The dividing point is the passing of the Medevac Bill in early 2019, just before the last federal election. While the Australian government dragged its feed on providing basic healthcare to people with urgent medical conditions, the passing of that bill—without government support—forced politicians to act.

It also didn’t last. One of the first acts of the Morrison government upon re-election in 2019 was to repeal the bill thanks to a secret deal with independent Tasmanian senator Jacqui Lambie. Around 192 people had been transferred to Australia for medical treatment while the Medevac bill was law, but since its repeal many have found themselves in a crushing bureaucratic limbo.

Dr Carolyn Graydon, principal solicitor and manager of the Human Rights Law Program with the Asylum Seeker Resource Centre (ASRC), says many now have their lives governed by a complicated suite of visa arrangements and detention regimes, with restrictions that vary from person to person.

Some have found themselves in “community detention”: an arrangement that still imposes a set of strict conditions while offering accommodation, a small amount of financial support and access to medical care or education if needed. Breaking a condition, however, often means a person will be whisked away into “closed detention” at one of the major immigration detention centres that dot the country, or housed in “Alternative Places of Detention” (APODs).

APODs are motels the Australian government has taken over to use as detention facilities—such as the Kangaroo Point Central in Brisbane and the Mantra Bell City in suburban Melbourne.

Dr Graydon suggests that such arbitrary detention is a form of retribution for the Australian government: a way for them to counterbalance their political disappointment with the passing of the Medevac bill. And it leaves these refugees in a diplomatic no-man’s-land.

“There’s no court that has jurisdiction to review their detention in any ordinary way in terms of risk, reasonableness or proportionality and no requirement that alternatives to detention even be considered,” she says. “In terms of APODs, the only way for someone in them to be released is for the Minister to intervene to grant them residence, community detention or a bridging visa. I know of five cases where that’s occurred.”

The ASRC is among a coalition of 50 separate organisations who are now calling for this detention system to be shut down, and for those contained to be released from detention for good. If they succeed, many will go on to have lives like Betelhem—who, after four-and-a-half years in detention, now lives as a free woman in Melbourne.

Life after Nauru, she says, has been like a dream.

“In the camp, I couldn’t speak my language or eat my foods. I missed my country for years,” she recalls. “I don’t want to lose my identify; my culture; my language. I can [speak my language and eat my foods] in Melbourne. It’s diverse. I’ve been in Melbourne for two years.
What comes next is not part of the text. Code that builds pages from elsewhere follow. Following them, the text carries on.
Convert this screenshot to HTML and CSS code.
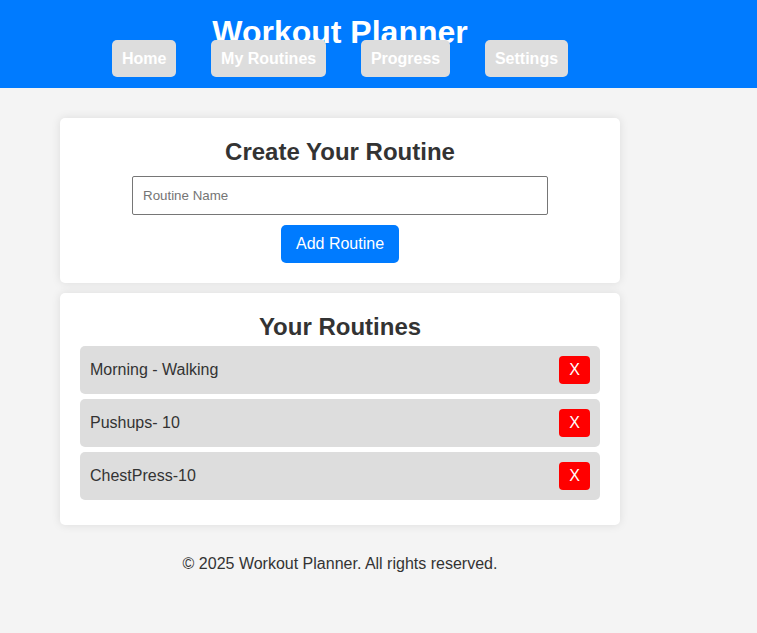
FILE: index.html
```html
<!DOCTYPE html>
<html lang="en">
<head>
<meta charset="UTF-8">
<title>Workout Planner</title>
<link rel="stylesheet" href="styles.css">
</head>
<body>
<header class="site-header">
  <div class="header-inner">
    <h1 class="site-title">Workout Planner</h1>
    <nav class="nav">
      <a class="nav-link" href="#">Home</a>
      <a class="nav-link" href="#">My Routines</a>
      <a class="nav-link" href="#">Progress</a>
      <a class="nav-link" href="#">Settings</a>
    </nav>
  </div>
</header>
<main class="page">
  <section class="card">
    <h2 class="card-title">Create Your Routine</h2>
    <form class="routine-form">
      <input class="routine-input" type="text" placeholder="Routine Name">
      <button class="add-btn" type="button">Add Routine</button>
    </form>
  </section>
  <section class="card">
    <h2 class="card-title">Your Routines</h2>
    <ul class="routine-list">
      <li class="routine-item"><span>Morning - Walking</span><button class="del-btn" type="button">X</button></li>
      <li class="routine-item"><span>Pushups- 10</span><button class="del-btn" type="button">X</button></li>
      <li class="routine-item"><span>ChestPress-10</span><button class="del-btn" type="button">X</button></li>
    </ul>
  </section>
</main>
<footer class="footer">
  <p class="footer-text">© 2025 Workout Planner. All rights reserved.</p>
</footer>
</body>
</html>
```
FILE: styles.css
```css
* { box-sizing: border-box; }
html, body { margin: 0; padding: 0; }
body {
  background: #f4f4f4;
  color: #333;
  font-family: "Liberation Sans", Arial, sans-serif;
  font-size: 16px;
}
.site-header {
  background: #007bff;
  color: #fff;
  padding: 14px 0 11px;
}
.header-inner {
  width: 680px;
  display: flex;
  flex-direction: column;
  align-items: center;
}
.site-title {
  margin: 0;
  font-size: 32px;
  font-weight: bold;
  line-height: 37px;
}
.nav {
  display: flex;
  gap: 34.7px;
  margin-top: -11px;
}
.nav-link {
  background: #ddd;
  color: #fff;
  font-weight: bold;
  text-decoration: none;
  padding: 9px 10px;
  border-radius: 5px;
  line-height: 19px;
}
.page {
  width: 680px;
  padding: 30px 60px 0;
  display: flex;
  flex-direction: column;
  gap: 10px;
}
.card {
  background: #fff;
  border-radius: 5px;
  box-shadow: 0 0 10px rgba(0, 0, 0, 0.1);
  padding: 20px;
}
.card-title {
  margin: 0 0 5px;
  text-align: center;
  font-size: 24px;
  line-height: 27.6px;
}
.routine-form {
  display: flex;
  flex-direction: column;
  align-items: center;
  padding-top: 5px;
}
.routine-input {
  width: 80%;
  height: 39px;
  padding: 10px;
  border: 1px solid #767676;
  border-radius: 2px;
  font-family: "Liberation Sans", Arial, sans-serif;
  font-size: 13.33px;
  color: #333;
}
.routine-input::placeholder { color: #757575; }
.add-btn {
  margin-top: 10px;
  background: #007bff;
  color: #fff;
  border: none;
  border-radius: 5px;
  padding: 10px 15px;
  font-family: "Liberation Sans", Arial, sans-serif;
  font-size: 16px;
  line-height: 18px;
}
.routine-list {
  list-style: none;
  margin: 0;
  padding: 1px 0 0;
}
.routine-item {
  display: flex;
  justify-content: space-between;
  align-items: center;
  background: #ddd;
  border-radius: 5px;
  padding: 10px;
  margin-bottom: 5px;
  height: 48px;
}
.del-btn {
  background: #ff0000;
  color: #fff;
  border: none;
  border-radius: 4px;
  padding: 5px 10px;
  font-family: "Liberation Sans", Arial, sans-serif;
  font-size: 16px;
  line-height: 18px;
}
.footer {
  width: 680px;
  text-align: center;
  padding: 30px 0 0;
}
.footer-text {
  margin: 0;
  line-height: 18.4px;
}
```
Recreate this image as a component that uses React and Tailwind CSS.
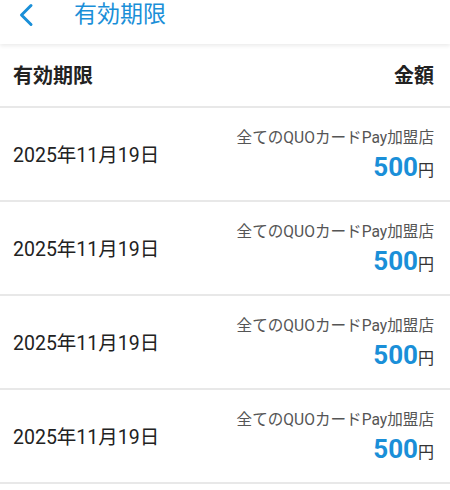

I have a job.”

Betelhem works as a ticket inspector with Metro Trains, who hired her because she speaks two languages. She can go where she likes, wear what she wants. And she has her name back.

“[When I got the job] I did a training class and everyone called me Betelhem,” she says. “I was shocked because everyone called me Betelhem. For me it was a little bit confusing. I was being treated like a human being. I can’t even control my tears.”

“I have a [work] badge with my name on it, and sometimes I compare [my work badge and my old ID]. On the right hand I put my badge; on the left hand I put my detention ID. I think, ‘oh my god, look at the difference!’ I show my badge to everyone.”

“But you know, there is still detention,” she adds. “When I see the Mantra hotel, I feel bad. My friends are still there. I visit them sometimes, and when I pass I see the windows and their hands—they wave to the outside.”

“I wish everyone gets freedom. That’s my dream.”